Written task :: In the entries below, find every line holding the string "with" and collect it.
#### Extracted entries
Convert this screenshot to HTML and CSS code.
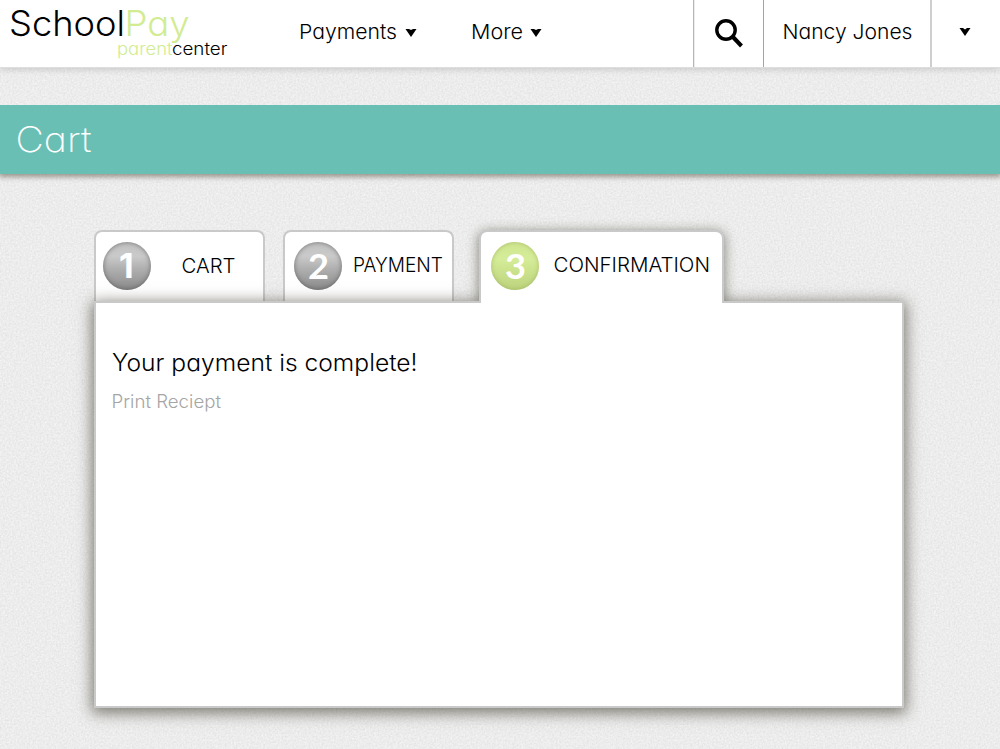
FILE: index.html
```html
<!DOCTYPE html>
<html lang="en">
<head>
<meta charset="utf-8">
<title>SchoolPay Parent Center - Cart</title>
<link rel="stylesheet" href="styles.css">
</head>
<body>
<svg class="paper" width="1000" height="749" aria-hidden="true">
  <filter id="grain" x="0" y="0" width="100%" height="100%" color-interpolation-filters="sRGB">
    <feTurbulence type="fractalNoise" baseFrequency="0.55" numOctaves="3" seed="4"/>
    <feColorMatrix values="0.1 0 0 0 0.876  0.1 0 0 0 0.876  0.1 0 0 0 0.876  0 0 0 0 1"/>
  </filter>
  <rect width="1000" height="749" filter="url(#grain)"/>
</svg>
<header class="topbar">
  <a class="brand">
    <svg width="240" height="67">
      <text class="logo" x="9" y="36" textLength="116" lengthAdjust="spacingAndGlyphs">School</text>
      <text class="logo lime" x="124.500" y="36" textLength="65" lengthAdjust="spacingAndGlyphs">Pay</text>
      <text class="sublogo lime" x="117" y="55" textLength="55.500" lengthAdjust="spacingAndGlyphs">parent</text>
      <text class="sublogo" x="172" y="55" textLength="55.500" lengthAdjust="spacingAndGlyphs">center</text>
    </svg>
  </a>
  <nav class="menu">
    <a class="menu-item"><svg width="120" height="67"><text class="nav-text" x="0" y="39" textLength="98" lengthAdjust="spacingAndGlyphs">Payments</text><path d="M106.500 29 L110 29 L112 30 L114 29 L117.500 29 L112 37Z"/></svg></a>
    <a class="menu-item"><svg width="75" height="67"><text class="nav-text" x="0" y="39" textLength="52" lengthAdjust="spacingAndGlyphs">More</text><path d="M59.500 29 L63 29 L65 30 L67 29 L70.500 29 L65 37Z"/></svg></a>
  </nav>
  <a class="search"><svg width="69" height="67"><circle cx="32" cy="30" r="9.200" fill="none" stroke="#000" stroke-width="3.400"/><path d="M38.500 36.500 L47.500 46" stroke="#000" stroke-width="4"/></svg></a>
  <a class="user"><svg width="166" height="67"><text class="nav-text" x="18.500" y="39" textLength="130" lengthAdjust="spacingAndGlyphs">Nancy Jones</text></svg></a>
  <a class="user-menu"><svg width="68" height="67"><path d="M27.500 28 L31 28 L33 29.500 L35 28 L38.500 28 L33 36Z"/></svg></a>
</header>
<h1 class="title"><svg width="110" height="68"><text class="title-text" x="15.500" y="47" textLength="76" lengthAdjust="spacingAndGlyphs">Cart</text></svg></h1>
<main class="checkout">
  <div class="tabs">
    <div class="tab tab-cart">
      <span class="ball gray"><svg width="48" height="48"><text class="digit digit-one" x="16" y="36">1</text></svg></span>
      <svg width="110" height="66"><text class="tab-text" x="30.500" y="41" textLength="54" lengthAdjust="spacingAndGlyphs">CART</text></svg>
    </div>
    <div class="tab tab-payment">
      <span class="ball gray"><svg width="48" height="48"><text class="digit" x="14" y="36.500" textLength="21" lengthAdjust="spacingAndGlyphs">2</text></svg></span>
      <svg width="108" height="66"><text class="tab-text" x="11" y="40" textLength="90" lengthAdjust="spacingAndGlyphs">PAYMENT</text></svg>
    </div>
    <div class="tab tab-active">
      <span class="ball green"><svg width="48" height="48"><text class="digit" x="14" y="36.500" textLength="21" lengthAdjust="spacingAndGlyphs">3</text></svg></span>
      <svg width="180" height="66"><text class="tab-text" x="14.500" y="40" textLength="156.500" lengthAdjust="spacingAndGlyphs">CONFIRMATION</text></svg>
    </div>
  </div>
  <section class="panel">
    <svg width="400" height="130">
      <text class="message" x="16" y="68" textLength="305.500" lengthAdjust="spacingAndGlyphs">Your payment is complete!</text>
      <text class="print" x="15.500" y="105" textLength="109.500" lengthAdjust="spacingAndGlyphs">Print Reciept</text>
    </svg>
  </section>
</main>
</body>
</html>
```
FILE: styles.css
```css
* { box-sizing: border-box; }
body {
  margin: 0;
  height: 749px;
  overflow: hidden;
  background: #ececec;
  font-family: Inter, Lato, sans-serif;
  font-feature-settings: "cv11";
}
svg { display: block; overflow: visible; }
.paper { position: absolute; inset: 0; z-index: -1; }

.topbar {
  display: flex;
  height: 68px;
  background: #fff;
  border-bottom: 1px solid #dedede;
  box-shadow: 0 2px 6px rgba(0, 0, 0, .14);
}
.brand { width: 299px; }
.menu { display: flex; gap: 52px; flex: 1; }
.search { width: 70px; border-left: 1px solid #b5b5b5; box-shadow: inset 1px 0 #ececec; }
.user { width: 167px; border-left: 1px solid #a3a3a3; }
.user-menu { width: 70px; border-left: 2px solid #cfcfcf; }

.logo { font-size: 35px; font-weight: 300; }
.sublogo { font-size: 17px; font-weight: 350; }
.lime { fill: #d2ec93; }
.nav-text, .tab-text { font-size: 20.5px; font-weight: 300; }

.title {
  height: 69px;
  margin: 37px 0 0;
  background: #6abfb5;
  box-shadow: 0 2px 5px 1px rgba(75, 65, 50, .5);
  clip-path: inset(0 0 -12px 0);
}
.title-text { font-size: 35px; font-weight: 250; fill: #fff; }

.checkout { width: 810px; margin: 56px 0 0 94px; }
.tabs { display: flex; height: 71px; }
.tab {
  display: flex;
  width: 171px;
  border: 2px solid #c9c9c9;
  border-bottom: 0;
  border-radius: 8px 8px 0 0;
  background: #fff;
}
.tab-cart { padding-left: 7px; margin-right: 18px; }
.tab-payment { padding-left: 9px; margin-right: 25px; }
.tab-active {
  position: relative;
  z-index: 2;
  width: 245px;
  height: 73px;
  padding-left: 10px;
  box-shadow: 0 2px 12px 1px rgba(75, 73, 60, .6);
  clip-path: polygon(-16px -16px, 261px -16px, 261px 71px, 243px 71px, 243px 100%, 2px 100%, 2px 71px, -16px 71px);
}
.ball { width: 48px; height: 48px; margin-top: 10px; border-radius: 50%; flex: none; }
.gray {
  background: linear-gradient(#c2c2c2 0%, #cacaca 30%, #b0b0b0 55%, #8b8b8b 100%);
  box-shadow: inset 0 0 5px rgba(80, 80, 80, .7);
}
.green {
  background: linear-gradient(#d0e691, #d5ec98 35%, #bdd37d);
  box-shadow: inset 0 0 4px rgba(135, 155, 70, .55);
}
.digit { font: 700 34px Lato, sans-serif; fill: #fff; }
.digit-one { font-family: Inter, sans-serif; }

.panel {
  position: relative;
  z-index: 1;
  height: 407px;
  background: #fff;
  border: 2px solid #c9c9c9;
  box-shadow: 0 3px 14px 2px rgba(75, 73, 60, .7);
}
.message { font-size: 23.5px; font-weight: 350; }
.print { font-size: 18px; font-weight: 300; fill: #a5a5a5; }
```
########
#### Extracted entries
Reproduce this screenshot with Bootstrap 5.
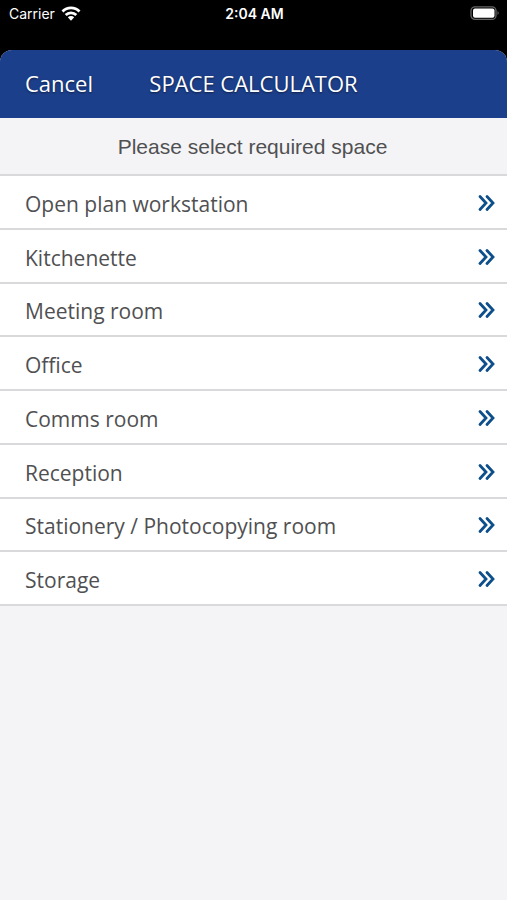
########
#### Extracted entries
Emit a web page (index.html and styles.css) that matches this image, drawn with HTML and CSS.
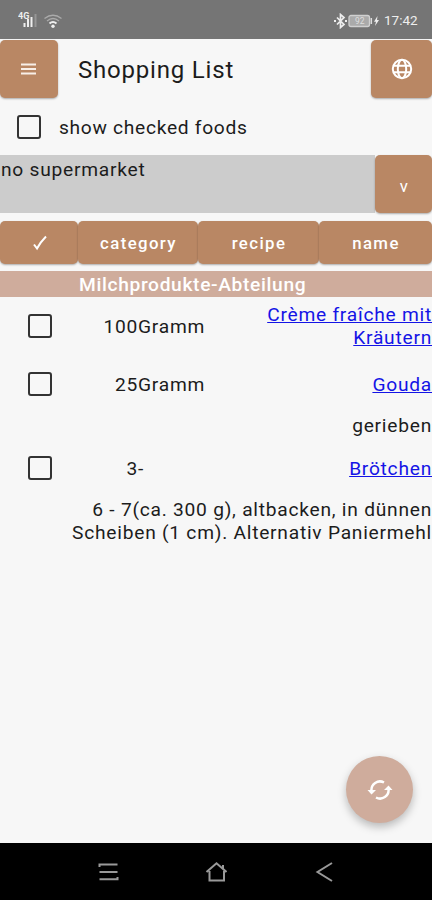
########
Solved exercise ::
Reproduce this screenshot with Bootstrap 5.
Emit a web page (index.html and styles.css) that matches this image, drawn with HTML and CSS.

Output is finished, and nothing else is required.